►
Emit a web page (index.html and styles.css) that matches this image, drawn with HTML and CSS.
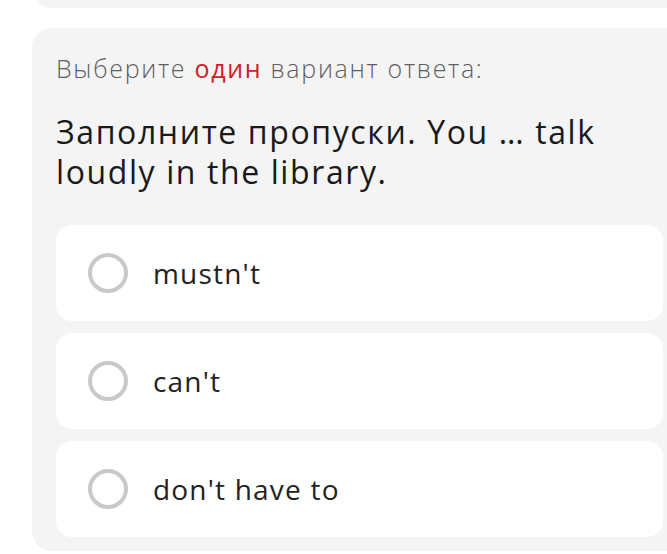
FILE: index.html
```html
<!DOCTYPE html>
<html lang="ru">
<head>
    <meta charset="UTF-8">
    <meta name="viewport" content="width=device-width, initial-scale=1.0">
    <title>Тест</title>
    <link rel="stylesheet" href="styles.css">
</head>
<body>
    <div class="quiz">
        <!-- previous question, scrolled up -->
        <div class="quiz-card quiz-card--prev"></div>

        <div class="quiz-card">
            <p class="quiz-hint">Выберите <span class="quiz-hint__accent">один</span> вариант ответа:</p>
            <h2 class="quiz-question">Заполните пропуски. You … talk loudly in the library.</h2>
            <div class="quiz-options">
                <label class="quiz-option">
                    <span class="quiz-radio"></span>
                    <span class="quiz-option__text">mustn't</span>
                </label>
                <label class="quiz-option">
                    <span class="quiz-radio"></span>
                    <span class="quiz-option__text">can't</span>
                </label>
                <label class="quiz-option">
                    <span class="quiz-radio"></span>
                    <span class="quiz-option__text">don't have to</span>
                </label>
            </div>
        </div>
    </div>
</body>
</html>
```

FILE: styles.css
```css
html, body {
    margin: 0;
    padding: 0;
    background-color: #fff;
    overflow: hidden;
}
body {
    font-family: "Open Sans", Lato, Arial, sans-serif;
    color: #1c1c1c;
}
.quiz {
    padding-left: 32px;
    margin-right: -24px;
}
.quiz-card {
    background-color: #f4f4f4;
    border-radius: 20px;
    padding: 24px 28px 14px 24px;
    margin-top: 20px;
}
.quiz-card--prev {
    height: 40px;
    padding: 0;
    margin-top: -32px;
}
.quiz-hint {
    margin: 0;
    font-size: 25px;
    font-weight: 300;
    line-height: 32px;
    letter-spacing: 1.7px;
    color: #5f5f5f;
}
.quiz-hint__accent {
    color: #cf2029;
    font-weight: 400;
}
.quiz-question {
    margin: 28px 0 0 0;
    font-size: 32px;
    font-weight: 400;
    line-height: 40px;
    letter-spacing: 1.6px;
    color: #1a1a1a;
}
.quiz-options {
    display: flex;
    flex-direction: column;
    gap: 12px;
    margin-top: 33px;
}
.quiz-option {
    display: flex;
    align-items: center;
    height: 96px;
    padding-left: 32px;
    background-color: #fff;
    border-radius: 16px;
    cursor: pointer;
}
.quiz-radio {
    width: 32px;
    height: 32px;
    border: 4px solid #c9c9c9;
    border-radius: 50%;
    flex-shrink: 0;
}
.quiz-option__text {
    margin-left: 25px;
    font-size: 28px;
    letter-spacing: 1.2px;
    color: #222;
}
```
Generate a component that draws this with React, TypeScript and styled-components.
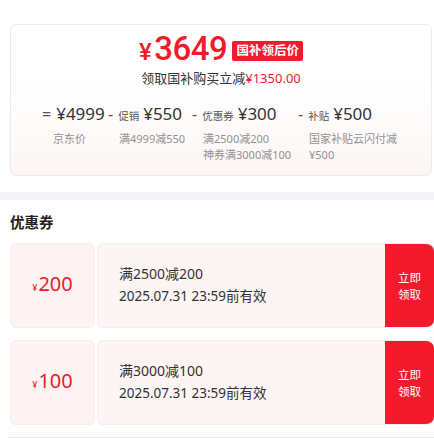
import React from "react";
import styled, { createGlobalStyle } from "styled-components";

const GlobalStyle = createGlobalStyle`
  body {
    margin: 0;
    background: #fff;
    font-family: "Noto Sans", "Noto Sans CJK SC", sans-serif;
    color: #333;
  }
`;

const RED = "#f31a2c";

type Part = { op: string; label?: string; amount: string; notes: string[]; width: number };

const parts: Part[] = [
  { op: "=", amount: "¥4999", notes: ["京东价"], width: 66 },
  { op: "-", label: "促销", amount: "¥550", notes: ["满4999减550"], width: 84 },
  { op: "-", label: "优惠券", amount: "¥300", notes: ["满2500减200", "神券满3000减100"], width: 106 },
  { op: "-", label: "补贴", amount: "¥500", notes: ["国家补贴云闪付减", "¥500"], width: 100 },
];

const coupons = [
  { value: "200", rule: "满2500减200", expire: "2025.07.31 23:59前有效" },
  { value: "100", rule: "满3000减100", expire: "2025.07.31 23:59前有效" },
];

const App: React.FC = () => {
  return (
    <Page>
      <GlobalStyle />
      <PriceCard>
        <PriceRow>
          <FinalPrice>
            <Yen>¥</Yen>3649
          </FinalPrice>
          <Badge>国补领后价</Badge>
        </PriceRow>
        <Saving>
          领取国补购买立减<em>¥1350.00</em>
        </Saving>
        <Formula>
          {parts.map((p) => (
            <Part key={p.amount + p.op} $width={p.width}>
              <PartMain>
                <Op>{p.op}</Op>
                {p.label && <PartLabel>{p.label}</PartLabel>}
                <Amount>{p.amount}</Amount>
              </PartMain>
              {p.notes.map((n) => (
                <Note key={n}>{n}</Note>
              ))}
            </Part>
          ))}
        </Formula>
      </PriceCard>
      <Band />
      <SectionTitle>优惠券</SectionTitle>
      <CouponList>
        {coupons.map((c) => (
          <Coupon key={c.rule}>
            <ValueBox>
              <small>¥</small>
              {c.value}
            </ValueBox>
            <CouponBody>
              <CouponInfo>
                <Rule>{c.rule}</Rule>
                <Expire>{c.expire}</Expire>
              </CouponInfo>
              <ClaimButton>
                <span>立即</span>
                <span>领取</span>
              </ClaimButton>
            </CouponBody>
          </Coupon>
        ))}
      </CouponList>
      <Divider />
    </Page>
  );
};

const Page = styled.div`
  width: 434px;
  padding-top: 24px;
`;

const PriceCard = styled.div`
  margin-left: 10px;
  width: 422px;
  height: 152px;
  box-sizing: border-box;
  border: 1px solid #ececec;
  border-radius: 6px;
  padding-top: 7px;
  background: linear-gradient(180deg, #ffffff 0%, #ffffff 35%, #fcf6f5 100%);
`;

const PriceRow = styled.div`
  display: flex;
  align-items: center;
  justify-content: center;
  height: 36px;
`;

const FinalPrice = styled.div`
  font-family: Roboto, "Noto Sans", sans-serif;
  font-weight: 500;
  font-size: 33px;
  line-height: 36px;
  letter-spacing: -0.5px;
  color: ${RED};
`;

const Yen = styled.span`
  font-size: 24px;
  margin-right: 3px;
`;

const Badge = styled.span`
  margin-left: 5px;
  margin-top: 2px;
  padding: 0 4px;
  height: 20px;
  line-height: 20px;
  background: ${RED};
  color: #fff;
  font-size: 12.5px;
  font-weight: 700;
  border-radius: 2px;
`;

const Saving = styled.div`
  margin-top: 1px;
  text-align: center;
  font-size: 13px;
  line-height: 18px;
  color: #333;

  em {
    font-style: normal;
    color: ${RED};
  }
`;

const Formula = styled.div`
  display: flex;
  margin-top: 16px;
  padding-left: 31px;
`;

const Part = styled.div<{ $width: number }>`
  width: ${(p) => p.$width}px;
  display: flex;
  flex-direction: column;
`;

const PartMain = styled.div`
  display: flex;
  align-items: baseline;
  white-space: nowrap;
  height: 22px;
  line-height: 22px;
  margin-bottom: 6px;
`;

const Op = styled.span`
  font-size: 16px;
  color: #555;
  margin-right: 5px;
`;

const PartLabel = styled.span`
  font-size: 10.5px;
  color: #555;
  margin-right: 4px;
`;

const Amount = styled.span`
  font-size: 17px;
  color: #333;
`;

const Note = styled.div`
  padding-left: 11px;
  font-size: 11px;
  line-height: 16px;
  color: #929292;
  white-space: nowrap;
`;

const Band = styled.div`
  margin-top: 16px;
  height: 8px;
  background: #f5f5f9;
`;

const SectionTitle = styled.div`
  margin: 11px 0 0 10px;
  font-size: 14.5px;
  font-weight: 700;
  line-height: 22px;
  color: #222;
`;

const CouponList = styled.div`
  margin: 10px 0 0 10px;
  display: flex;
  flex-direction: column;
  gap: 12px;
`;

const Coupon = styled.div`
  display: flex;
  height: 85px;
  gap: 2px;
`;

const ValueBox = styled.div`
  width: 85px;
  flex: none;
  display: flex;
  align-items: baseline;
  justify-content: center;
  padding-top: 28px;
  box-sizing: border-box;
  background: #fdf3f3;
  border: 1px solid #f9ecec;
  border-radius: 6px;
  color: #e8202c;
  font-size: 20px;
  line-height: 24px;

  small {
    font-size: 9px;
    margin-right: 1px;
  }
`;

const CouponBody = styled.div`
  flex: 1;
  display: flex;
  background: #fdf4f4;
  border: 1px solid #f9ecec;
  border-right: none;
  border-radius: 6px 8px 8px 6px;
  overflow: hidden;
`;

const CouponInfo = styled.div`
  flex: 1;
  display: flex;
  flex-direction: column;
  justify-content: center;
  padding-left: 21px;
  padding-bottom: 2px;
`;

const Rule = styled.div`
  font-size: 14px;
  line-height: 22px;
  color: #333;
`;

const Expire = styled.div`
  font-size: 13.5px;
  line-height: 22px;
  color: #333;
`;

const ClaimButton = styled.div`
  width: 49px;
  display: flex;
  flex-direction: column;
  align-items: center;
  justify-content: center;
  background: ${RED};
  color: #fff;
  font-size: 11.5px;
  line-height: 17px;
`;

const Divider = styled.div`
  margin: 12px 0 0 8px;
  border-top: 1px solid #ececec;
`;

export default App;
◄
Task objective: Copy exactly the stretch of lines that starts at the line holding "Generate a component" and ends at the line holding "string; label?: string;". Drop the pictures.

Output of the exercise:
Generate a component that draws this with React, TypeScript and styled-components.
import React from "react";
import styled, { createGlobalStyle } from "styled-components";

const GlobalStyle = createGlobalStyle`
  body {
    margin: 0;
    background: #fff;
    font-family: "Noto Sans", "Noto Sans CJK SC", sans-serif;
    color: #333;
  }
`;

const RED = "#f31a2c";

type Part = { op: string; label?: string; amount: string; notes: string[]; width: number };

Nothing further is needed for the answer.